**OBJECTIVE**
Compile every line that includes the word "this".
** Start of DATASET EXTRACT **
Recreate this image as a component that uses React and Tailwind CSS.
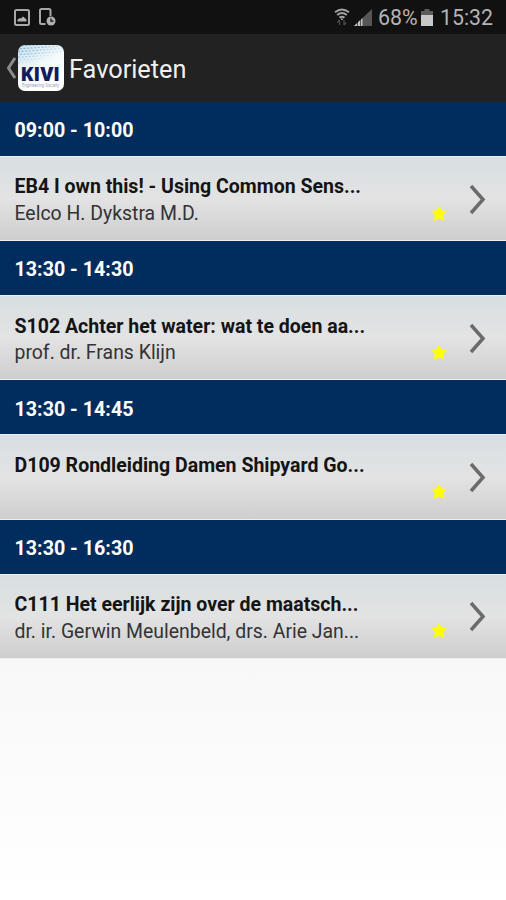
const rows = [
  { time: "09:00 - 10:00", title: "EB4 I own this! - Using Common Sens...", sub: "Eelco H. Dykstra M.D." },
  { time: "13:30 - 14:30", title: "S102 Achter het water: wat te doen aa...", sub: "prof. dr. Frans Klijn" },
  { time: "13:30 - 14:45", title: "D109 Rondleiding Damen Shipyard Go...", sub: "" },
  { time: "13:30 - 16:30", title: "C111 Het eerlijk zijn over de maatsch...", sub: "dr. ir. Gerwin Meulenbeld, drs. Arie Jan..." },
];

const dots = [];
for (let r = 0; r < 7; r++) {
  for (let c = 0; c < 13; c++) {
    dots.push({ x: 2 + c * 3.6 + (r % 2) * 1.8, y: 2 + r * 2.8 - c * 0.25, o: Math.max(0, 0.85 - c * 0.04 - r * 0.1) });
  }
}

function StatusBar() {
  return (
    <div className="flex h-[34px] shrink-0 items-center bg-[#111111] pl-[14px] pr-[13px] text-[#b4b4b4]">
      <svg width="16" height="17" viewBox="0 0 16 17" fill="none" stroke="#a8a8a8" strokeWidth="2">
        <rect x="1" y="1" width="14" height="15" rx="1.5" />
        <path d="M3.500 12.500V10.500l2.500-1.500 1 .500 2-2 3.500 3v2z" fill="#b0b0b0" stroke="none" />
      </svg>
      <svg className="ml-[9px]" width="17" height="18" viewBox="0 0 17 18" fill="none" stroke="#a8a8a8" strokeWidth="2">
        <path d="M11.500 8V2.500Q11.500 1 10 1H2.500Q1 1 1 2.500V14.500Q1 16 2.500 16H6.500" />
        <circle cx="12" cy="13" r="4.500" fill="#b0b0b0" stroke="none" />
        <path d="M12 10.500V13.200h2.500" stroke="#111111" strokeWidth="1.300" />
      </svg>
      <div className="grow" />
      <svg width="16" height="18" viewBox="0 0 16 18" fill="none" stroke="#a2a2a2" strokeWidth="1.900">
        <path d="M1 4.300Q8-1.500 15 4.300M3.200 7Q8 2.800 12.800 7M5.500 9.800Q8 7.500 10.500 9.800" />
        <path d="M8 10.500v1.500" />
        <path d="M5.500 12v5M3.500 14.500l2-2.500M10 12v5M12 14.500L10 17" stroke="#4c4c4c" strokeWidth="1.300" />
      </svg>
      <svg className="ml-[4px]" width="18" height="17" viewBox="0 0 18 17">
        <path d="M0 17L18 0V17z" fill="#555555" />
        <path d="M0 17l3-2.800V17zM4 17V13.200l2-1.900V17zM7 17V10.400l1.500-1.400V17z" fill="#c0c0c0" />
      </svg>
      <span className="ml-[6px] w-[40px] whitespace-nowrap pt-px text-[21.400px] leading-[34px]">68%</span>
      <svg className="ml-[3px]" width="12" height="17" viewBox="0 0 12 17">
        <path d="M3.500 0h5v2H12v4H0V2h3.500z" fill="#5c5c5c" />
        <path d="M0 6h12v11H0z" fill="#c8c8c8" />
      </svg>
      <span className="ml-[7px] w-[53px] whitespace-nowrap pt-px text-[21.300px] leading-[34px]">15:32</span>
    </div>
  );
}

function Header() {
  return (
    <div className="flex h-[68px] shrink-0 items-center bg-[#222222] pl-[6px]">
      <svg width="11" height="22" viewBox="0 0 11 22" fill="none" stroke="#8c8c8c" strokeWidth="3">
        <path d="M9 1L2.500 11L9 21" />
      </svg>
      <svg width="48" height="48" viewBox="0 0 48 48">
        <defs>
          <linearGradient id="logo" x1="0" y1="0" x2="0.6" y2="1">
            <stop offset="0" stopColor="#c7e2ef" />
            <stop offset="0.55" stopColor="#f5fafc" />
            <stop offset="1" stopColor="#ffffff" />
          </linearGradient>
          <clipPath id="logoClip"><rect x="1" y="1" width="46" height="46" rx="7" /></clipPath>
        </defs>
        <rect x="1" y="1" width="46" height="46" rx="7" fill="url(#logo)" />
        <g clipPath="url(#logoClip)" fill="#6fa2c4">
          {dots.map((d, i) => <ellipse key={i} cx={d.x} cy={d.y} rx="1.300" ry="0.800" opacity={d.o} />)}
        </g>
        <text x="3.500" y="36.500" textLength="39.500" lengthAdjust="spacingAndGlyphs" fontSize="19.500" fontWeight="800" fontFamily="'Open Sans', sans-serif" fill="#121d5c">KIVI</text>
        <text x="5" y="43" textLength="37" lengthAdjust="spacingAndGlyphs" fontSize="4.500" fill="#a3a9b5">Engineering Society</text>
      </svg>
      <span className="ml-[4px] pt-[4px] text-[25.300px] leading-[34px] text-[#f0f0f0]">Favorieten</span>
    </div>
  );
}

function Row({ time, title, sub }) {
  return (
    <section className="flex h-[139.200px] shrink-0 flex-col">
      <h2 className="flex h-[54px] shrink-0 items-center bg-[#002d5e] pl-[14.500px] pt-[4px] text-[19.700px] font-bold text-white">{time}</h2>
      <div className="flex grow border-y border-[#eeeef4] bg-linear-to-b from-[#d7dfe2] via-[#e3e3e3] to-[#cecece] pl-[14.500px]">
        <div className="w-[410.500px] whitespace-nowrap pt-[17.400px] leading-[26.800px]">
          <div className="text-[19.530px] font-bold text-[#141414]">{title}</div>
          <div className="text-[19.430px] text-[#333333]">{sub}</div>
        </div>
        <svg className="mt-[47.500px] ml-[6px]" width="16" height="17" viewBox="0 0 16 17">
          <path d="M8 .500l2.600 5.100 5.200.500-3.800 4 1.500 6L8 13.600l-5.500 2.500L4 10.100.200 6.100l5.200-.500z" fill="#ffff00" />
        </svg>
        <svg className="mt-[26.500px] ml-[22px]" width="18" height="31" viewBox="0 0 18 31" fill="none" stroke="#6b6b6b" strokeWidth="3.500">
          <path d="M2 2L14 15.500L2 29" />
        </svg>
      </div>
    </section>
  );
}

export default function App() {
  return (
    <main className="flex h-[900px] w-[506px] flex-col overflow-hidden bg-white font-[Roboto,sans-serif]">
      <StatusBar />
      <Header />
      {rows.map((r) => <Row key={r.title} {...r} />)}
      <div className="grow bg-linear-to-b from-[#f8f8f8] to-white" />
    </main>
  );
}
** End of DATASET EXTRACT **
**WORKED SOLUTION**
Recreate this image as a component that uses React and Tailwind CSS.
  { time: "09:00 - 10:00", title: "EB4 I own this! - Using Common Sens...", sub: "Eelco H. Dykstra M.D." },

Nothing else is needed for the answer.